There are some nice touches to Submerged. Red flowers denote ledges that can be grabbed, a helpful but unobtrusive indicator helping players to navigate the world. Also, when collectibles are picked up they don’t completely disappear from the map, they fade out. This makes pinpointing where you have not searched much easier. After each supply crate is found and opened the game automatically takes you back to your starting point, the Shrine. Not forcing players to clamber all the way back down the building is a smart choice.
However, there are a number of flaws in Submerged. For a game with a central mechanic of climbing and walking, character movements are quite stiff. The main character feels quite sluggish and heavy, probably not what the developers were hoping to evoke. Especially with a young girl for a protagonist.
Also, gameplay quickly gets repetitive. The player boats around, climbs a building, finds a supply crate, then repeats the exercise a dozen or so times. No new mechanics are ever introduced. There is never a threat of death, so the player is free to scuttle about the buildings with impunity and no real incentive to really pay attention.
Not that game length matters, but there isn’t a lot in the game either. I finished Submerged in a little over four hours. That is including finding all the secrets, identifying all the animals and fully upgrading my boat. There is absolutely no replayability in the game, since everything revolves around finding and collecting. Once you have finished the main story and completed all the achievements, there is no reason to ever load the game again.

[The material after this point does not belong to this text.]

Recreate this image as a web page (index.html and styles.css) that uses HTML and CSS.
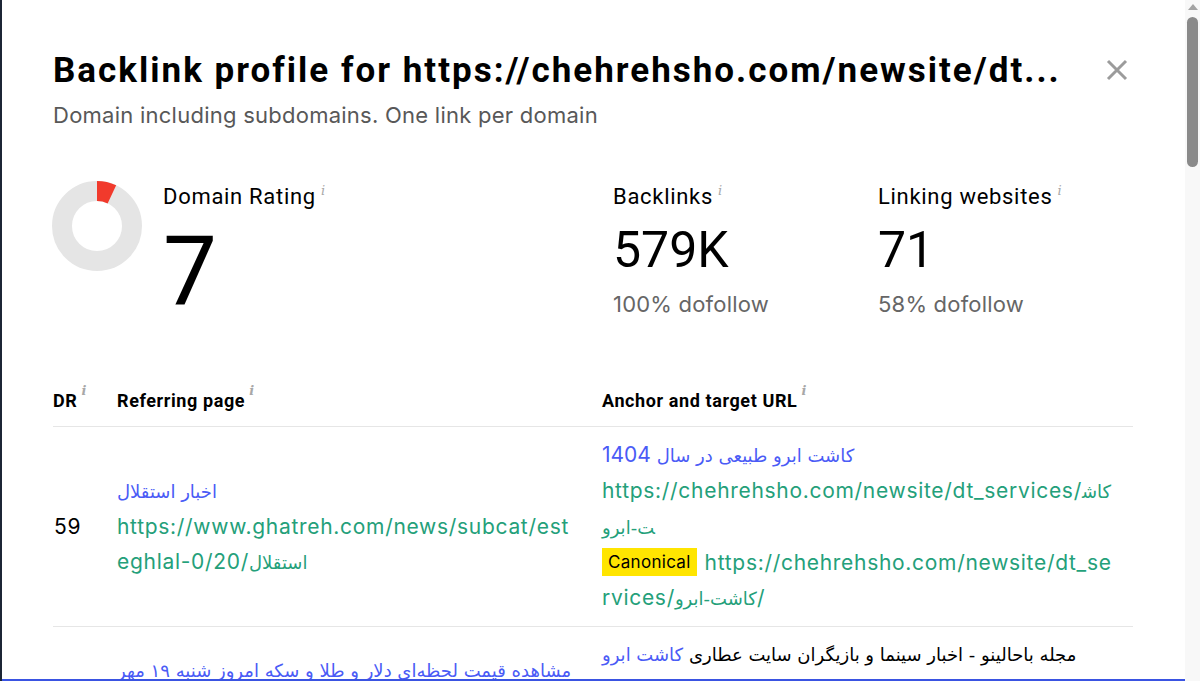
FILE: index.html
```html
<!DOCTYPE html>
<html lang="en">
<head>
<meta charset="utf-8">
<title>Backlink profile</title>
<link rel="stylesheet" href="styles.css">
</head>
<body>
<div class="modal">
  <div class="head">
    <h1 class="title">Backlink profile for https://chehrehsho.com/newsite/dt...</h1>
    <svg class="close" width="22" height="22" viewBox="0 0 22 22"><path d="M2 2L20 20M20 2L2 20" stroke="#9b9b9b" stroke-width="3" fill="none"/></svg>
  </div>
  <p class="subtitle">Domain including subdomains. One link per domain</p>

  <div class="stats">
    <div class="stat stat-dr">
      <svg class="donut" width="90" height="90" viewBox="0 0 90 90">
        <circle cx="45" cy="45" r="35" fill="none" stroke="#e5e5e5" stroke-width="20"/>
        <circle cx="45" cy="45" r="35" fill="none" stroke="#f13a2c" stroke-width="20" stroke-dasharray="15.4 300" transform="rotate(-90 45 45)"/>
      </svg>
      <div class="stat-body">
        <div class="label">Domain Rating<span class="info">i</span></div>
        <div class="big">7</div>
      </div>
    </div>
    <div class="stat stat-bl">
      <div class="label">Backlinks<span class="info">i</span></div>
      <div class="num">579K</div>
      <div class="sub">100% dofollow</div>
    </div>
    <div class="stat stat-lw">
      <div class="label">Linking websites<span class="info">i</span></div>
      <div class="num">71</div>
      <div class="sub">58% dofollow</div>
    </div>
  </div>

  <div class="table">
    <div class="thead">
      <div class="th">DR<span class="info">i</span></div>
      <div class="th">Referring page<span class="info">i</span></div>
      <div class="th">Anchor and target URL<span class="info">i</span></div>
    </div>
    <div class="tr">
      <div class="td dr">59</div>
      <div class="td ref">
        <div class="ptitle"><span class="fa">اخبار استقلال</span></div>
        <div class="url">https://www.ghatreh.com/news/subcat/esteghlal-0/20/<span class="fa">استقلال</span></div>
      </div>
      <div class="td anchor">
        <div class="ptitle"><span class="fa">کاشت ابرو طبیعی در سال </span>1404</div>
        <div class="url">https://chehrehsho.com/newsite/dt_services/<span class="fa">کاشت-ابرو</span></div>
        <div class="url"><span class="badge">Canonical</span>https://chehrehsho.com/newsite/dt_services/<span class="fa">کاشت-ابرو</span>/</div>
      </div>
    </div>
    <div class="tr">
      <div class="td dr">41</div>
      <div class="td ref ref-shift">
        <div class="ptitle"><span class="fa">مشاهده قیمت لحظه‌ای دلار و طلا و سکه امروز شنبه ۱۹ مهر</span></div>
        <div class="url">https://bahalino.ir/news/price-dollar-gold-coin-today-19-mehr</div>
      </div>
      <div class="td anchor">
        <div class="ctx"><span class="fa">مجله باحالینو - اخبار سینما و بازیگران سایت عطاری <span class="ptitle-in">کاشت ابرو</span></span></div>
        <div class="url">https://chehrehsho.com/newsite/dt_services/<span class="fa">کاشت-ابرو</span></div>
        <div class="url"><span class="badge">Canonical</span>https://chehrehsho.com/newsite/</div>
      </div>
    </div>
  </div>
</div>
<div class="scrollbar">
  <div class="sb-arrow"></div>
  <div class="sb-thumb"></div>
</div>
</body>
</html>
```

FILE: styles.css
```css
html, body {
  margin: 0;
  height: 681px;
  overflow: hidden;
}
body {
  display: flex;
  background: #1c2535;
  font-family: Inter, "DejaVu Sans", sans-serif;
  color: #111;
}
.modal {
  margin-left: 2px;
  flex: 1;
  min-width: 0;
  background: #fff;
  border-bottom: 2px solid #3a54e2;
  box-sizing: border-box;
  height: 681px;
  overflow: hidden;
  padding: 51px 52px 0 51px;
}
.head {
  display: flex;
  justify-content: space-between;
  align-items: flex-start;
}
.title {
  margin: 0;
  font-family: Roboto, sans-serif;
  font-weight: 700;
  font-size: 35px;
  line-height: 40px;
  letter-spacing: 2px;
  color: #000;
  white-space: nowrap;
}
.close {
  margin-top: 8px;
  margin-right: 5px;
  flex: none;
}
.subtitle {
  margin: 11px 0 0;
  font-size: 22px;
  line-height: 26px;
  letter-spacing: 0.25px;
  color: #585858;
}
.stats {
  display: flex;
  margin-top: 53px;
}
.stat-dr {
  width: 561px;
  display: flex;
  align-items: flex-start;
  margin-left: -1px;
}
.stat-bl {
  width: 265px;
}
.donut {
  flex: none;
  margin-right: 21px;
}
.stat-body, .stat-bl, .stat-lw {
  padding-top: 3px;
}
.label {
  font-family: Roboto, sans-serif;
  font-size: 22px;
  line-height: 26px;
  letter-spacing: 0.7px;
  color: #000;
}
.info {
  font-family: "DejaVu Serif", serif;
  font-style: italic;
  font-size: 13px;
  letter-spacing: 0;
  color: #a8a8a8;
  vertical-align: top;
  line-height: 14px;
  margin-left: 5px;
}
.big {
  font-family: Roboto, sans-serif;
  font-size: 96px;
  line-height: 96px;
  margin-top: 14px;
  color: #000;
}
.num {
  font-family: Roboto, sans-serif;
  font-size: 50px;
  line-height: 50px;
  margin-top: 15px;
  color: #000;
}
.sub {
  font-size: 22px;
  line-height: 26px;
  letter-spacing: 0.2px;
  margin-top: 16px;
  color: #666;
}
.table {
  margin-top: 56px;
}
.thead, .tr {
  display: grid;
  grid-template-columns: 64px 485px 1fr;
  align-items: center;
  border-bottom: 1px solid #e6e6e6;
}
.thead {
  height: 50px;
}
.th {
  font-family: Roboto, sans-serif;
  font-weight: 700;
  font-size: 18px;
  line-height: 50px;
  letter-spacing: 0.6px;
  color: #000;
}
.th .info {
  line-height: 30px;
  margin-left: 4px;
}
.tr {
  padding: 10px 0;
}
.td {
  font-size: 21px;
  line-height: 35px;
  letter-spacing: 0.7px;
}
.dr {
  padding-left: 1px;
  color: #000;
}
.ref {
  padding-right: 26px;
}
.ref-shift {
  padding-bottom: 10px;
}
.anchor {
  padding-right: 14px;
}
.fa {
  font-family: "DejaVu Sans", sans-serif;
  font-size: 18px;
  letter-spacing: 0;
}
.ptitle, .ptitle-in {
  color: #4a5bf6;
}
.ctx {
  color: #000;
}
.ctx .fa {
  vertical-align: 4px;
}
.url {
  color: #24a07a;
  word-break: break-all;
}
.badge {
  display: inline-block;
  background: #ffe500;
  color: #000;
  font-size: 17px;
  letter-spacing: 0.3px;
  line-height: 28px;
  padding: 0 6px;
  margin-right: 8px;
  vertical-align: 2px;
}
.scrollbar {
  width: 15px;
  flex: none;
  background: #f8f8f8;
  display: flex;
  flex-direction: column;
  align-items: center;
}
.sb-arrow {
  width: 0;
  height: 0;
  margin-top: 4px;
  border-left: 5px solid transparent;
  border-right: 5px solid transparent;
  border-bottom: 6px solid #a3a3a3;
}
.sb-thumb {
  margin-top: 7px;
  width: 11px;
  height: 150px;
  border-radius: 6px;
  background: #8a8a8a;
}
```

The biggest disappointment though is the ending. It fails to deliver the same compelling and emotional feeling the rest of Submerged manages. Such care has been taken to build a world that the player learns about while exploring, and creating a dynamic with the relationship between brother and sister. All this is thrown out for an uninspired and generic ending which seems to exist in stark contrast to the rest of the game.
What Submerged really needs is a suitable finale. One last huge set piece building climb would have been perfect. Something that combines all the traversal tricks players have learnt finding each supply crate, and tying this in with the family themes to create a tension filled last act. As it is, at the moment the story just grinds to a sudden, unsatisfying halt.
SUMMARY: Even with its many flaws, Submerged is still an interesting and original game. It proves that games can be a story telling medium, and that violence and danger aren’t the only tools in a game developers cabinet. If anything, it is a bold attempt at reinterpreting the third person adventure genre. While it doesn’t always hit the mark, players with a passion for experimental games are going to find a lot to capture their interest.
Submerged is developed by Uppercut Games, and is available now on Steam.